One of the Naudet brothers is with the firemen inside the lobby of tower one as tower two collapses. The riveting footage records blackness, dust, cursing and chaos as the enormity of what is happening dawns on everyone at the scene.
The documentary, called 9/11 and narrated by Robert De Niro, was the highest rated programme of the week, gaining a 34 per cent share of television viewers in the US and a 51 per cent share in New York City.
The six-month anniversary of the attacks on New York, Washington DC and Pennsylvania is being observed mightily here. Just before dusk last night, twin beams of blue light pointed skyward from Ground Zero in commemoration of victims, 2,830 of whose bodies are still buried in the rubble.

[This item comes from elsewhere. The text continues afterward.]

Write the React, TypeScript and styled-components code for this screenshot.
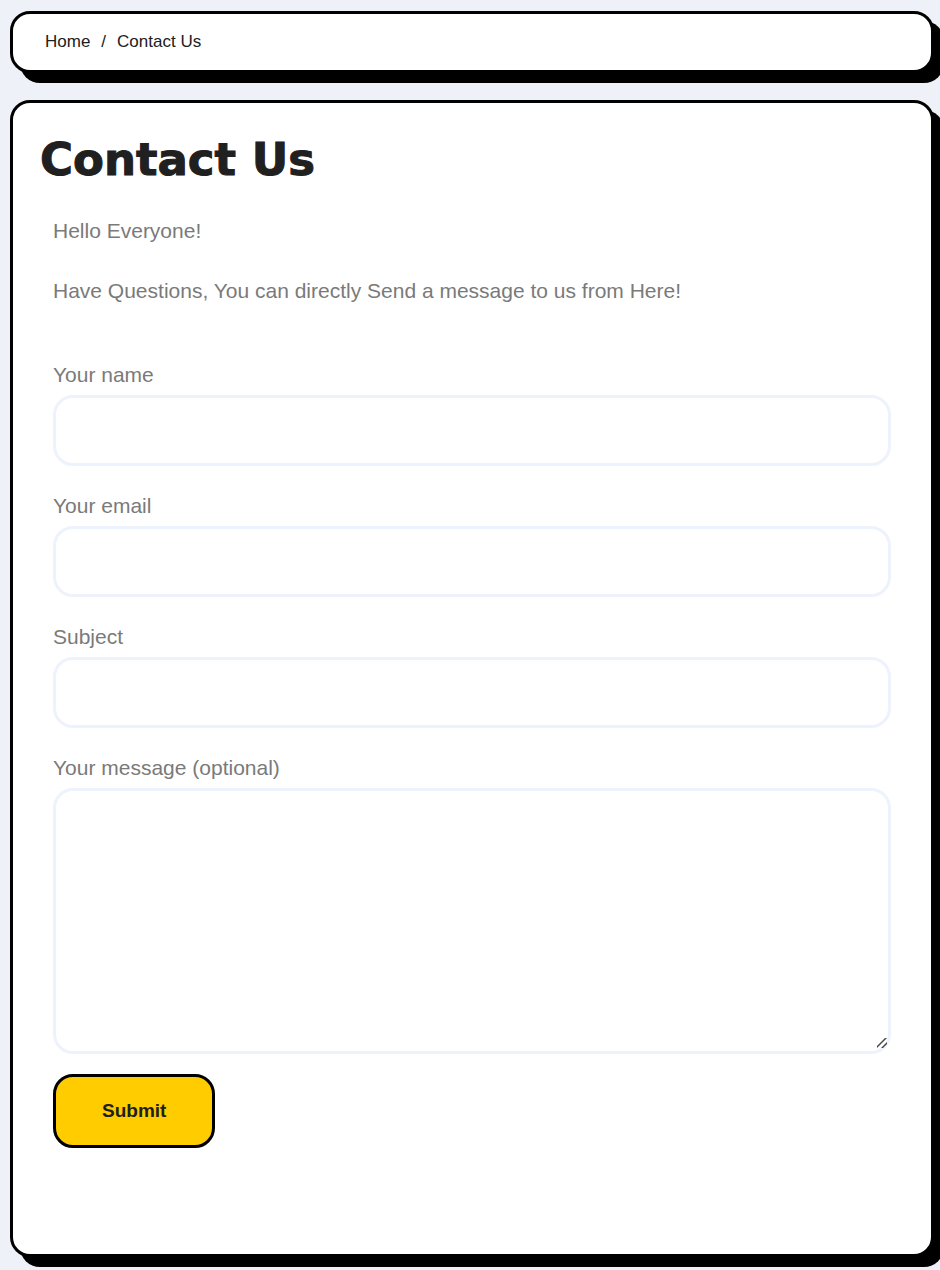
import React from 'react';
import styled, { createGlobalStyle } from 'styled-components';

const GlobalStyle = createGlobalStyle`
  *, *::before, *::after {
    box-sizing: border-box;
  }
  body {
    margin: 0;
    background: #eef1f8;
    color: #7a7a7a;
    font-family: "Liberation Sans", Arial, sans-serif;
    font-size: 21px;
    overflow-x: hidden;
  }
`;

const Page = styled.div`
  display: flex;
  flex-direction: column;
  gap: 27px;
  padding: 11px 6px 13px 10px;
  overflow-x: hidden;
`;

const panel = `
  background: #fff;
  border: 3px solid #000;
  border-radius: 20px;
  box-shadow: 10px 10px 0 #000;
`;

const Breadcrumb = styled.nav`
  ${panel}
  padding: 18px 32px;
`;

const Crumbs = styled.ol`
  display: flex;
  gap: 11px;
  margin: 0;
  padding: 0;
  list-style: none;
  color: #202020;
  font-size: 17px;
  line-height: 20px;
`;

const Crumb = styled.li`
  display: flex;
  gap: 11px;
`;

const CrumbLink = styled.a`
  color: inherit;
  text-decoration: none;
`;

const Card = styled.main`
  ${panel}
  padding: 27px 27px 106px;
`;

const Title = styled.h1`
  margin: 0 0 25px;
  color: #202020;
  font-family: "Arial Black", "DejaVu Sans", sans-serif;
  font-size: 45px;
  font-weight: 900;
  line-height: 60px;
  -webkit-text-stroke: 1px #202020;
`;

const Content = styled.div`
  padding: 0 13px;
`;

const Text = styled.p`
  margin: 0 0 28px;
  line-height: 32px;
`;

const Form = styled.form`
  display: flex;
  flex-direction: column;
  align-items: flex-start;
  gap: 20px;
  margin-top: 48px;
`;

const Field = styled.div`
  display: flex;
  flex-direction: column;
  width: 100%;
`;

const Label = styled.label`
  line-height: 40px;
`;

const control = `
  width: 100%;
  padding: 16px 20px;
  background: #fff;
  border: 3px solid #edf2fc;
  border-radius: 20px;
  color: #202020;
  font: inherit;
  outline: none;
  &:focus {
    border-color: #ffcc00;
  }
`;

const Input = styled.input`
  ${control}
  height: 71px;
`;

const TextArea = styled.textarea`
  ${control}
  display: block;
  height: 266px;
  resize: vertical;
  &::-webkit-resizer {
    background: linear-gradient(
        135deg,
        transparent 39%,
        #444 41% 49%,
        transparent 51% 69%,
        #444 71% 79%,
        transparent 81%
      )
      4px 2px / 10px 10px no-repeat;
  }
`;

const SubmitButton = styled.button`
  height: 74px;
  padding: 0 46px;
  background: #ffcc00;
  border: 3px solid #000;
  border-radius: 20px;
  color: #202020;
  font-family: inherit;
  font-size: 19px;
  font-weight: 700;
  cursor: pointer;
`;

const fields = [
  { id: 'your-name', label: 'Your name', type: 'text' },
  { id: 'your-email', label: 'Your email', type: 'email' },
  { id: 'your-subject', label: 'Subject', type: 'text' },
];

export default function App() {
  return (
    <>
      <GlobalStyle />
      <Page>
        <Breadcrumb>
          <Crumbs>
            <Crumb>
              <CrumbLink href="#home">Home</CrumbLink>
              <span>/</span>
            </Crumb>
            <Crumb>Contact Us</Crumb>
          </Crumbs>
        </Breadcrumb>
        <Card>
          <Title>Contact Us</Title>
          <Content>
            <Text>Hello Everyone!</Text>
            <Text>Have Questions, You can directly Send a message to us from Here!</Text>
            <Form onSubmit={(event) => event.preventDefault()}>
              {fields.map((field) => (
                <Field key={field.id}>
                  <Label htmlFor={field.id}>{field.label}</Label>
                  <Input id={field.id} name={field.id} type={field.type} />
                </Field>
              ))}
              <Field>
                <Label htmlFor="your-message">Your message (optional)</Label>
                <TextArea id="your-message" name="your-message" />
              </Field>
              <SubmitButton type="submit">Submit</SubmitButton>
            </Form>
          </Content>
        </Card>
      </Page>
    </>
  );
}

President Bush marked the day with a ceremony at the White House. "Every terrorist must be made to live as an international fugitive, with no place to settle or organise, no place to hide, no governments to hide behind and not even a safe place to sleep," Mr Bush said. The event included about 1,300 people, including members of Congress, more than 100 ambassadors and about 300 family members who lost relatives.
But these ceremonies, public and private, are not simply sentimental tributes. Mr Bush and the US military establishment are not missing a single opportunity to tout and promote what detractors call a war machine and others call mayday preparedness.
Yesterday, Mr Bush was addressing the world: "America encourages and expects governments everywhere to help remove the terrorist parasites that threaten their own countries and peace of the world."
He said the United States was actively assisting the governments of the Philippines, Georgia and Yemen to quell militants linked to al-Qaeda and said Yemen in particular was vulnerable. "In Yemen, we are working to avert the possibility of another Afghanistan," he said. Instead of signing off with his customary "God bless America", Mr Bush said, "God bless the coalition". This is what passes for multilateralism these days.
Despite the simultaneous drum- and chest-beating, the Bush administration is engaged in these days, scaring the bejasus out of almost all clear-thinking people with threats of nuclear war against half a dozen countries, the fact is that an invasion of Iraq especially is not imminent.
Yes, the vice-president, Mr Dick Cheney, is on a 10-day trip to Europe and the Middle East trying to sell a war against Iraq to its Arab neighbours. But remember that Mr Cheney has done this same trip before; except it was more than a decade ago when he was peddling war against Saddam Hussein as a member of the cabinet of George Bush snr.
One of the reasons the US is fighting so hard, using troops on the ground in Afghanistan, is to try and counter the notion that it is unwilling to sustain casualties. By insisting on victory and showing that it is prepared to risk American lives, by bringing up the spectre of nuclear war, Washington is delivering a message to the world; this time, the US is prepared to do whatever is necessary to topple Saddam.
"If you have any doubt about the depth of our commitment, look at Afghanistan and what we did there," a senior Bush administration official said.
Thar is all well and good, but there are problems. Former national security council staff member Kenneth Pollack, writing in the current issue of Foreign Affairs, estimates that an all-out US invasion of Iraq, one which would really defeat Saddam, would require 200,000 troops that would seize oil fields and missile sites and eventually occupy the country after a five-month "conservative" battle.
That IS a very different scenario to the one which is playing out on American televisions.
There are 1,000-1,500 US troops in the snow-capped mountains near Gardez. None of those "dead-ender" al-Qaeda fighters about which the Defence Secretary, Donald Rumsfeld, likes to talk, is likely to launch Scud missiles at Israel next week, plunging the already desperate region into a wider war. Saudi Arabia has not turned off the flow of oil to US consumers and Iran has not started seizing hostages again.
In other words, the US is waging a small seemingly proportionate war in Afghanistan, one which at this point seems aimed at getting the terrorists who attacked America on September 11th. Americans support Mr Bush. They even support his rhetoric about widening the war, but only because they believe it to be exactly that - rhetoric.
If Mr Bush gets any closer to something as serious and consequential as 200,000 troops in the Iraqi desert without overwhelming evidence that Saddam threatens the US in a real way, he will likely face the same future as his father - a pleasant life lived outside the White House.